■ **Aim of the exercise**: Wherever a line holds the string "React", copy that line.

■ **Source material**:
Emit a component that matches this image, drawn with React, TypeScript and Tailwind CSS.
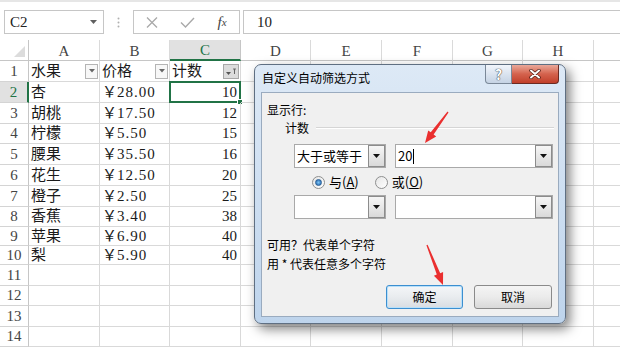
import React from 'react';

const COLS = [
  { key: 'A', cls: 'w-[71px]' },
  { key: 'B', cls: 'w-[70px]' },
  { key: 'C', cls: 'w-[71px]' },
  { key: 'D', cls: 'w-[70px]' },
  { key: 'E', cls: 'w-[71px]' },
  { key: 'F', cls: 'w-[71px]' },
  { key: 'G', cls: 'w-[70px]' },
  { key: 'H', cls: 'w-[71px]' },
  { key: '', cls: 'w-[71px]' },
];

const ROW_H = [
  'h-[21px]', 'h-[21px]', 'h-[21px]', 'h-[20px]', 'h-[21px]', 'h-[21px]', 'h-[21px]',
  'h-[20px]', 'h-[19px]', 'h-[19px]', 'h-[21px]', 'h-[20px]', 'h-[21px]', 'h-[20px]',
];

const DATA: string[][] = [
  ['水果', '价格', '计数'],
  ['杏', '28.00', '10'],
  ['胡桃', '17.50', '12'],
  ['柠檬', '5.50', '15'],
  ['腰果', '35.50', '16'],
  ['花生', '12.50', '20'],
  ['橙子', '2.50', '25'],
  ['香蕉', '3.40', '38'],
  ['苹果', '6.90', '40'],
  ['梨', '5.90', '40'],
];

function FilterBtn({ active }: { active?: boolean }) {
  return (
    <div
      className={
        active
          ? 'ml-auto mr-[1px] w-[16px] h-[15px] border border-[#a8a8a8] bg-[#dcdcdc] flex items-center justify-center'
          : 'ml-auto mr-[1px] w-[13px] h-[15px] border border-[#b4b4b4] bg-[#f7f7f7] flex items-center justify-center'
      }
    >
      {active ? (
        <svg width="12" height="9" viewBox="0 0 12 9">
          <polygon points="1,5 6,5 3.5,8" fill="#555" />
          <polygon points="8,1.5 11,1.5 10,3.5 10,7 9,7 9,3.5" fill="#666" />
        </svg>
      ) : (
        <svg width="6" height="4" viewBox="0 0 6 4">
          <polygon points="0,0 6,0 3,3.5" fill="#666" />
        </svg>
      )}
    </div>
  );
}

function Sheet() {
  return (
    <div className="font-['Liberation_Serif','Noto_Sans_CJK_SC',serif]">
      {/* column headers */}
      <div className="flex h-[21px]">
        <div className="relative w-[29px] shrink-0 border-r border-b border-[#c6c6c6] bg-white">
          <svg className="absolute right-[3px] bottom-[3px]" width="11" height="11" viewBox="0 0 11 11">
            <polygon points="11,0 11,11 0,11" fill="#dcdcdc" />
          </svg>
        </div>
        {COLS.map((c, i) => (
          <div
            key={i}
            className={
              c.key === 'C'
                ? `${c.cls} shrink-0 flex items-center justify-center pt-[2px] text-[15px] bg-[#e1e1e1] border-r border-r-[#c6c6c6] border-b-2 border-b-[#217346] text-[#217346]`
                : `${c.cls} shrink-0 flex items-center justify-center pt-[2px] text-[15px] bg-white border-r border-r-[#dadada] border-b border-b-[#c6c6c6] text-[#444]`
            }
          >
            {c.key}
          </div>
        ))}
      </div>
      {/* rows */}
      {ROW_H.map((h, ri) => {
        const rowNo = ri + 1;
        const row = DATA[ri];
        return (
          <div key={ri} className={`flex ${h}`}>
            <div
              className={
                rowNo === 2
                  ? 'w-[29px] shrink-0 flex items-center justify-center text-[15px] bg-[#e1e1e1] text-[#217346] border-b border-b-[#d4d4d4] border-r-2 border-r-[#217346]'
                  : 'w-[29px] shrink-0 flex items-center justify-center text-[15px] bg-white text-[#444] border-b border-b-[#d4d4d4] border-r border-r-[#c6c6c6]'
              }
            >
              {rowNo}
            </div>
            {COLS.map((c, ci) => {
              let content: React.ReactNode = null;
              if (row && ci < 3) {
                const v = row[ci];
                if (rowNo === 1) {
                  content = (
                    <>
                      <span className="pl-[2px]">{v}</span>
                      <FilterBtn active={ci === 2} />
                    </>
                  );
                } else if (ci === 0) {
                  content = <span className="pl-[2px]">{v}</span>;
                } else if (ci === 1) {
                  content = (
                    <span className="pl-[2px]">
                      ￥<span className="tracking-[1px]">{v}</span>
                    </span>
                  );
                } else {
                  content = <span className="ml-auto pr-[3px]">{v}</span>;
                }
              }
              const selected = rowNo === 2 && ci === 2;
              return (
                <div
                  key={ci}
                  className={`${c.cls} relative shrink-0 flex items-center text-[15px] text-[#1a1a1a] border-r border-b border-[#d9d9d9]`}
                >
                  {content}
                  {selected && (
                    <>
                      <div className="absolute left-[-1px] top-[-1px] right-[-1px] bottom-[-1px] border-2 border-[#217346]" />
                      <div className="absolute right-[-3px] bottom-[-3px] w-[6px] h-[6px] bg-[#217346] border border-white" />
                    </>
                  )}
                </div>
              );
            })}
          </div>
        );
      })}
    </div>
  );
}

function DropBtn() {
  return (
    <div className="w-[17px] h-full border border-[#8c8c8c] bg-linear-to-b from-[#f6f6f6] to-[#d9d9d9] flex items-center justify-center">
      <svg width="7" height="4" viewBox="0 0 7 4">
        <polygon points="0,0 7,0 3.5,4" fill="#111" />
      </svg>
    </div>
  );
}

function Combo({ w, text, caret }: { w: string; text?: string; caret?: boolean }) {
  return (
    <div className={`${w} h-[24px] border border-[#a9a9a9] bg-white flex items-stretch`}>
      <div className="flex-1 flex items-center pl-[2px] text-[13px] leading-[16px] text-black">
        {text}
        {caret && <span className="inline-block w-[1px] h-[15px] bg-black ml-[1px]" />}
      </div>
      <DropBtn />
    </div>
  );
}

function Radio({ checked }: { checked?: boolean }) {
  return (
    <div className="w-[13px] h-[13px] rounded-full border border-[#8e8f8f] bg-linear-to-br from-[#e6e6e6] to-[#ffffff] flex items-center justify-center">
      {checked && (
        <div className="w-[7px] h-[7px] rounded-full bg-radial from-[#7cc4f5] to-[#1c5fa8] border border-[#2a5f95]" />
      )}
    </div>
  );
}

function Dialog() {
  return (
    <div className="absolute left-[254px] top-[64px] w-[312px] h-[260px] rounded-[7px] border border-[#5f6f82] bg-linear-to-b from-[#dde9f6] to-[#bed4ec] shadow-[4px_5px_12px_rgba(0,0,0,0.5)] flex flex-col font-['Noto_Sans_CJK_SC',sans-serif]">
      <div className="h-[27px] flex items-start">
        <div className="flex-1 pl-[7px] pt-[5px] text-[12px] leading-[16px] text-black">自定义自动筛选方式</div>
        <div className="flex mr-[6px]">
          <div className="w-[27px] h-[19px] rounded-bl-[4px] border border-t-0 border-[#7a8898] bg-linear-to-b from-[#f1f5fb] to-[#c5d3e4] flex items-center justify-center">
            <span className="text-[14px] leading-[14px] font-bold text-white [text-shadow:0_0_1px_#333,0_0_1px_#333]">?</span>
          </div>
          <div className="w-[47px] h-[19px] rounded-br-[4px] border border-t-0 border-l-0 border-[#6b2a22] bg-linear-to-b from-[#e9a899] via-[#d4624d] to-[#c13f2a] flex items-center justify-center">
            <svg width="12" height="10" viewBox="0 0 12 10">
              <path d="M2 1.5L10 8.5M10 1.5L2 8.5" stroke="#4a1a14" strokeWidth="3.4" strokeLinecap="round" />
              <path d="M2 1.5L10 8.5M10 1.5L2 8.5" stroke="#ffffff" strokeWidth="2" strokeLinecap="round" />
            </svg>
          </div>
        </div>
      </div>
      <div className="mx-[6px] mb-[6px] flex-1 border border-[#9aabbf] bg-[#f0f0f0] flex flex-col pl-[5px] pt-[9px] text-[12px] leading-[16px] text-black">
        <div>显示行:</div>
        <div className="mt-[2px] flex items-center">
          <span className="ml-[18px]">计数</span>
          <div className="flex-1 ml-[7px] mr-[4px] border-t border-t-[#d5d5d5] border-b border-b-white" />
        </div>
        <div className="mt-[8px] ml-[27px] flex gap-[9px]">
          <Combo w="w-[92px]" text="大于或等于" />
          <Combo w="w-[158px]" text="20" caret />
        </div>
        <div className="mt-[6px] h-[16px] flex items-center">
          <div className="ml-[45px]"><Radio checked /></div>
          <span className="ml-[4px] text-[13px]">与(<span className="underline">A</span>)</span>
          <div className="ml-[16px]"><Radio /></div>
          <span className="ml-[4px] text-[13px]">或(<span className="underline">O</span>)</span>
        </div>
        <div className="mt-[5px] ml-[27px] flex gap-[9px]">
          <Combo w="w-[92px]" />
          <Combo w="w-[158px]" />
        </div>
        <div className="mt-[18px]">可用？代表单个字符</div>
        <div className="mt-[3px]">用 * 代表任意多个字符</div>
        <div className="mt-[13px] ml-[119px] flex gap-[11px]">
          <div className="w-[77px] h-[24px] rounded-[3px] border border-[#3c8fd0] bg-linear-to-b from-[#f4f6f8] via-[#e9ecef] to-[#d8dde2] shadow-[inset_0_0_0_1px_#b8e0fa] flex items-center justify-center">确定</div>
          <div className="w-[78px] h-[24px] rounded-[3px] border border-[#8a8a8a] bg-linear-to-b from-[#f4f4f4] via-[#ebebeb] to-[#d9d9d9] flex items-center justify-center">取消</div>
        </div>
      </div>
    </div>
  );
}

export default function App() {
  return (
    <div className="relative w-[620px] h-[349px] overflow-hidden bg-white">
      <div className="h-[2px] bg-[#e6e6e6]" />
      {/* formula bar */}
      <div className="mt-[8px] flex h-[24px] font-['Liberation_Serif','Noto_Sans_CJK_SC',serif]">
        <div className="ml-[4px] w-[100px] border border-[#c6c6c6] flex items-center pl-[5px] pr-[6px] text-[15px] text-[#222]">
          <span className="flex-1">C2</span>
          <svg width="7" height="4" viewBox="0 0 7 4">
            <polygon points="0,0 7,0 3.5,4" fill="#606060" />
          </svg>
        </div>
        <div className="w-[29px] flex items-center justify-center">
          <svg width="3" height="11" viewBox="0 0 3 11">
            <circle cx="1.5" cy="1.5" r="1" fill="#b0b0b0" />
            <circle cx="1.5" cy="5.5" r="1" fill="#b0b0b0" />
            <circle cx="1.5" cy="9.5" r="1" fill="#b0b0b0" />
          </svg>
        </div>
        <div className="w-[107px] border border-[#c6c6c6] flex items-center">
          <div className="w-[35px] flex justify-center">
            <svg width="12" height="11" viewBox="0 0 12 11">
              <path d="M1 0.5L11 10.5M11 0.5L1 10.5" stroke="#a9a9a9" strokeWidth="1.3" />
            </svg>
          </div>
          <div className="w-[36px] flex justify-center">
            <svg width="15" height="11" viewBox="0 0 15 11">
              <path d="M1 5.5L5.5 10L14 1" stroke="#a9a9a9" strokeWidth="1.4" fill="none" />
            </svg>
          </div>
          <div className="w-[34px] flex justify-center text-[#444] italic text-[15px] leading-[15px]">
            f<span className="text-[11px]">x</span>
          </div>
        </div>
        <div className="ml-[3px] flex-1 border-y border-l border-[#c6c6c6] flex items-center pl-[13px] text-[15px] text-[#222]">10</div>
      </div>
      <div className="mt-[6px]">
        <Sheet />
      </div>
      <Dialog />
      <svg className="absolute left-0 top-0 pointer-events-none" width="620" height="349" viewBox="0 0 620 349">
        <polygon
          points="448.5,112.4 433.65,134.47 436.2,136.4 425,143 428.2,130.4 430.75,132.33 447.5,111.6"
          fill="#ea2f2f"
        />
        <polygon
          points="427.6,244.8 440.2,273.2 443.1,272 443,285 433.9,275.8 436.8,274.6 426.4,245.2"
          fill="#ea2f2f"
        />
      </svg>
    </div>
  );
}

■ **Full response**:
Emit a component that matches this image, drawn with React, TypeScript and Tailwind CSS.
import React from 'react';
              let content: React.ReactNode = null;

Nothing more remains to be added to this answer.